General Electric procurement from Harbin, Shanghai, Xi’an, Sichuan, Suzhou, Guizhou, Shenyang
Goodrich CF34 fan cowl (at BHA, 2003)
Hamilton Sundstrand Qinling Aerospace (Xiamen) Ltd. is a joint venture between Hamilton Sundstrand USA (65 percent) and Shaanxi AeroElectric Company Ltd. (35 percent) in Xiamen. It provides overhaul repair services for Hamilton Sundstrand electric power systems to airlines in China
Korean Aerospace Industries (KAI), 737 parts for vertical fin, horizontal stabilizer, at SAIC, XAC and BHA (2006)

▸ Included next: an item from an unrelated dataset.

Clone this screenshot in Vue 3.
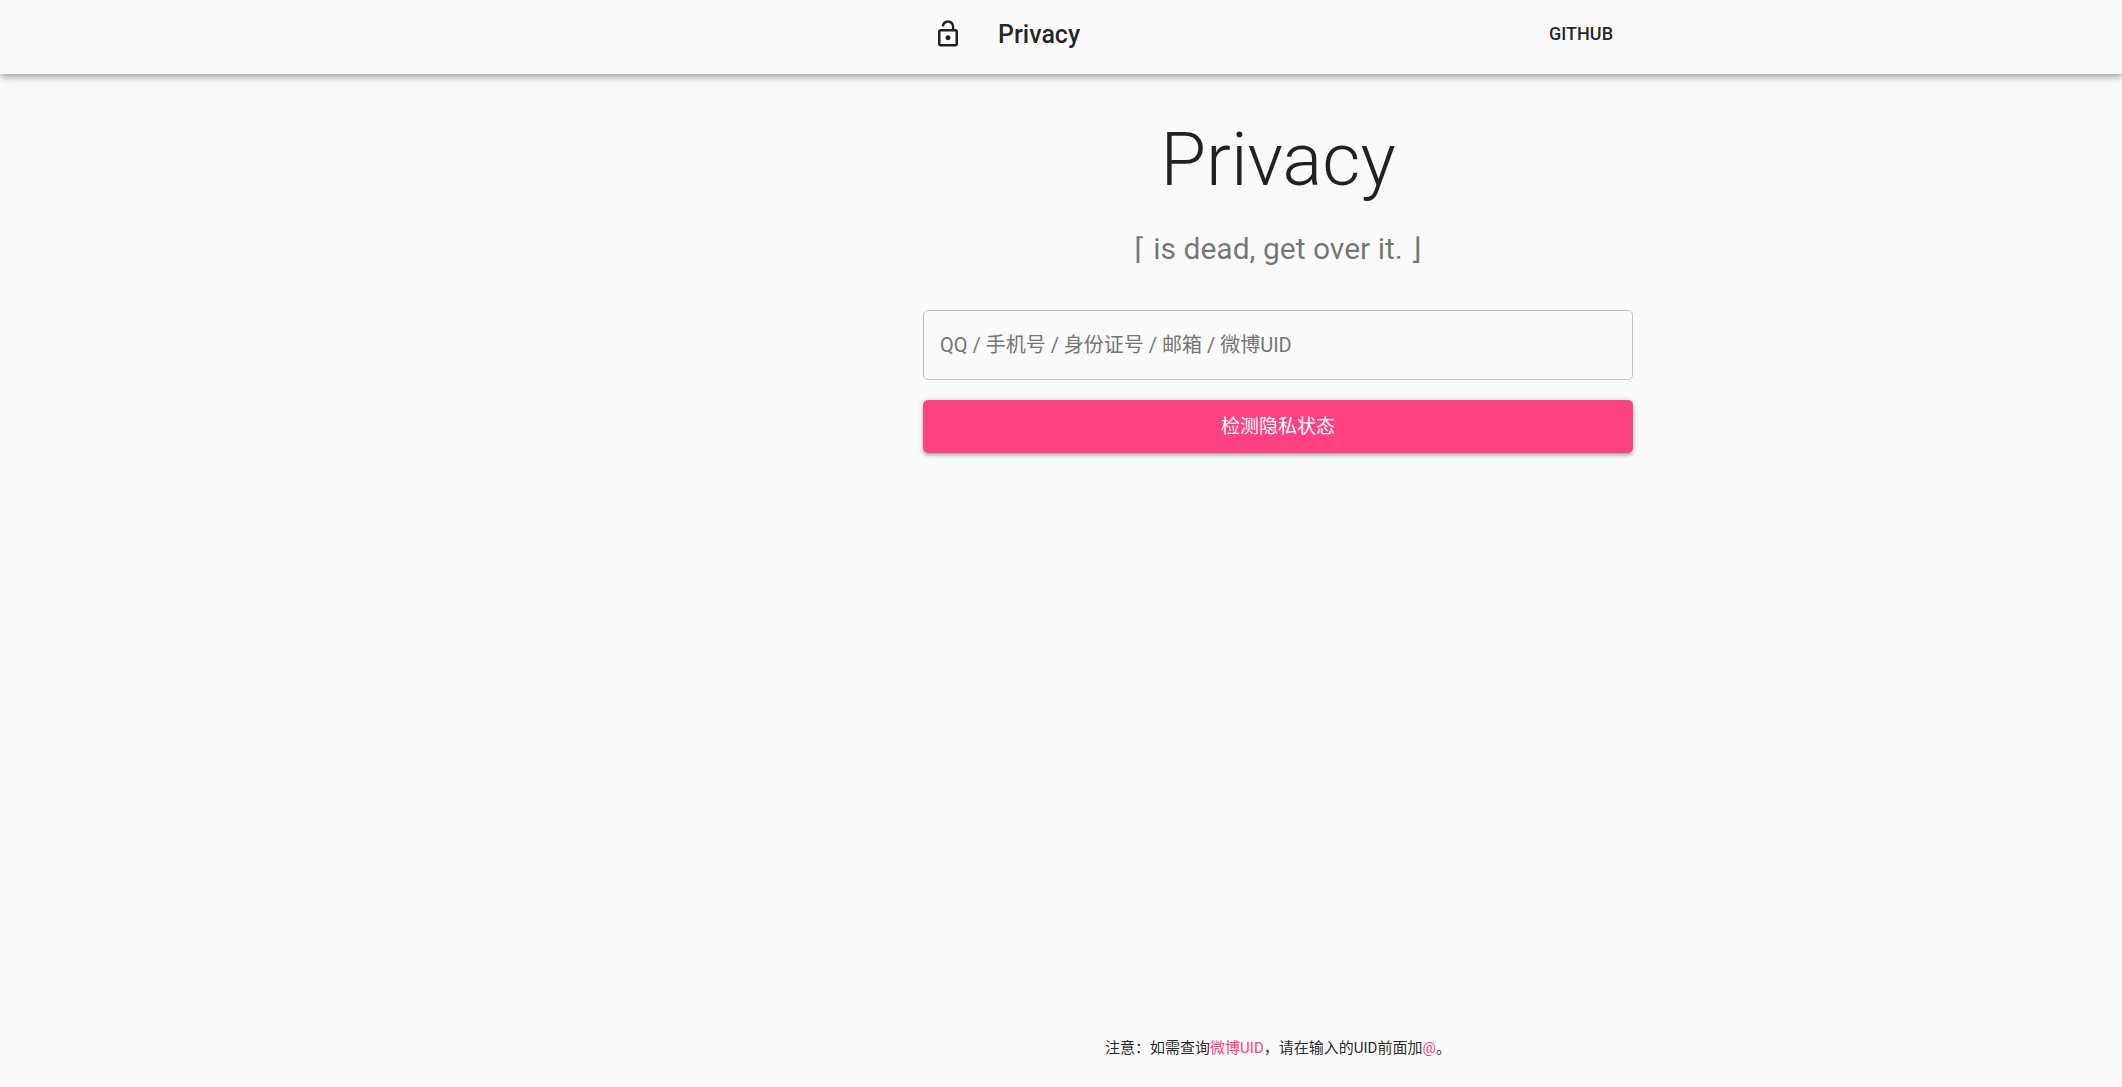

Parker Hannifan, machining with Jincheng Corp., Shanghai Qi Yi Automotive, Sichuan Golden Dragon Machine
Pratt & Whitney, engine components, Xi’an and Chengdu
Primus International in Suzhou, factory ground-breaking 2004, airplane components
Rolls Royce, procurement from several locations including Xi’an, Shenyang
Snecma, CFM56 engine blades, joint venture in Guiyang
Smith Aerospace, Suzhou; engine parts, flight controls
Spirit Aerospace, 737 section 48 from Shenyang
Vought, 737 overwing exits and forward entry doors, from Chengdu
747-400 Boeing Converted Freighter (BCF) – China is the first location for conversion of 747 airplanes to the new 747-400 BCF. Airplane conversion, testing and certification are all done in China, and deliveries are from China.
This is just one more example of poor management at Boeing. They save a few bucks by contracting with Chinese factories, but in the end, they help to create a competitor in their most important market segment. I’m telling you, Boeing management always had its problems, but when the headquarters moved to Chicago, it was the beginning of the end.